Annualized Single-Family Housing Starts dropped 1 percent in January to 413,000 units nationwide, it’s lowest reading almost 2 years.
A “Housing Start” is defined as a home on which construction has started.
Now, if you had only seen the Housing Starts story in the headlines today, you wouldn’t have known that single-family starts fell at all. It’s because of how the story is being reported.
Most commonly, newspaper headlines are reading something similar to “Housing Starts Jump 14.6%” with the lead paragraph making mention that “housing starts are at their highest levels in 4 years”.
It’s a true statement, but it’s misleading, too.
This is because, despite the Census Bureau reporting Housing Starts by property type — single-family, multi-family, and apartments — the media often lumps them into a single data set.
It’s a categorization that helps investors in homebuilder stocks, but it does little for everyday Sacramento home buyers.
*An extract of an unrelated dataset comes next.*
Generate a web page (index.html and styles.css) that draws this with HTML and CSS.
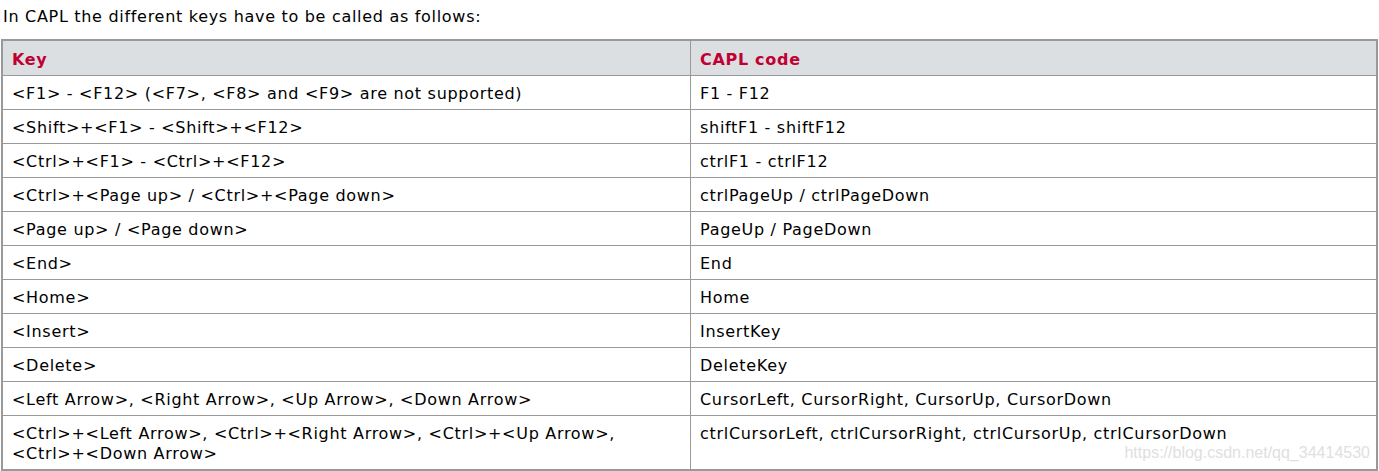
FILE: index.html
```html
<!DOCTYPE html>
<html>
<head>
<meta charset="utf-8">
<link rel="stylesheet" href="styles.css">
</head>
<body>
<div class="page">
  <p class="intro">In CAPL the different keys have to be called as follows:</p>
  <div class="wrap">
    <table class="keys">
      <thead>
        <tr><th class="c1">Key</th><th>CAPL code</th></tr>
      </thead>
      <tbody>
        <tr><td>&lt;F1&gt; - &lt;F12&gt; (&lt;F7&gt;, &lt;F8&gt; and &lt;F9&gt; are not supported)</td><td>F1 - F12</td></tr>
        <tr><td>&lt;Shift&gt;+&lt;F1&gt; - &lt;Shift&gt;+&lt;F12&gt;</td><td>shiftF1 - shiftF12</td></tr>
        <tr><td>&lt;Ctrl&gt;+&lt;F1&gt; - &lt;Ctrl&gt;+&lt;F12&gt;</td><td>ctrlF1 - ctrlF12</td></tr>
        <tr><td>&lt;Ctrl&gt;+&lt;Page up&gt; / &lt;Ctrl&gt;+&lt;Page down&gt;</td><td>ctrlPageUp / ctrlPageDown</td></tr>
        <tr><td>&lt;Page up&gt; / &lt;Page down&gt;</td><td>PageUp / PageDown</td></tr>
        <tr><td>&lt;End&gt;</td><td>End</td></tr>
        <tr><td>&lt;Home&gt;</td><td>Home</td></tr>
        <tr><td>&lt;Insert&gt;</td><td>InsertKey</td></tr>
        <tr><td>&lt;Delete&gt;</td><td>DeleteKey</td></tr>
        <tr><td>&lt;Left Arrow&gt;, &lt;Right Arrow&gt;, &lt;Up Arrow&gt;, &lt;Down Arrow&gt;</td><td>CursorLeft, CursorRight, CursorUp, CursorDown</td></tr>
        <tr><td>&lt;Ctrl&gt;+&lt;Left Arrow&gt;, &lt;Ctrl&gt;+&lt;Right Arrow&gt;, &lt;Ctrl&gt;+&lt;Up Arrow&gt;,<br>&lt;Ctrl&gt;+&lt;Down Arrow&gt;</td><td>ctrlCursorLeft, ctrlCursorRight, ctrlCursorUp, ctrlCursorDown</td></tr>
      </tbody>
    </table>
    <span class="watermark">https://blog.csdn.net/qq_34414530</span>
  </div>
</div>
</body>
</html>
```

FILE: styles.css
```css
html, body {
  margin: 0;
  padding: 0;
  background: #ffffff;
}
.page {
  padding: 0 1px 0 1px;
  font-family: "DejaVu Sans", Verdana, sans-serif;
  font-size: 16px;
  letter-spacing: 0.7px;
  color: #000000;
}
.intro {
  margin: 0;
  padding: 7px 0 0 2px;
  height: 39px;
  line-height: 20px;
  box-sizing: border-box;
}
.wrap {
  position: relative;
}
.keys {
  width: 100%;
  border-collapse: collapse;
  border: 2px solid #999999;
}
.keys th, .keys td {
  border: 1px solid #999999;
  padding: 8px 9px 5px 9px;
  line-height: 20px;
  text-align: left;
  vertical-align: top;
}
.keys th {
  background: #dcdfe2;
  color: #c00032;
  font-weight: bold;
  padding: 9px 9px 5px 9px;
}
.keys .c1 {
  width: 669px;
}
.watermark {
  position: absolute;
  right: 8px;
  bottom: 9px;
  font-family: "Liberation Sans", Arial, sans-serif;
  font-size: 16px;
  letter-spacing: 0;
  color: #e0e0e0;
}
```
The huge majority of buyers aren’t buying multi-units or whole apartment buildings — they’re buying 1-unit homes.
Here’s how January’s Housing Starts broke down by type:
- Single-Family Homes : Down 4,000 units, or -1%
- 2-4 Unit Homes : Negligible change
- Apartment Buildings : Up 46,000 units, or +80%
Clearly, the surge in Housing Starts can be attributed to the rapid rise in the 5-unit-or-more sector. Single-Family Starts were weak, by comparison.
Even with all of this noted, however, we can’t even be certain that the January Housing Starts data is accurate anyway. A footnote in the government’s report shows that, although single-family starts are said to have decreased 1 percent, the data’s margin of error is ±8.6%.
This means that the true Single-Family Housing Starts reading may be anywhere from -9.6% to +7.6%. The data is throw-away. Housing Starts may have actually increased in January, but we won’t know until revisions are offered later this year.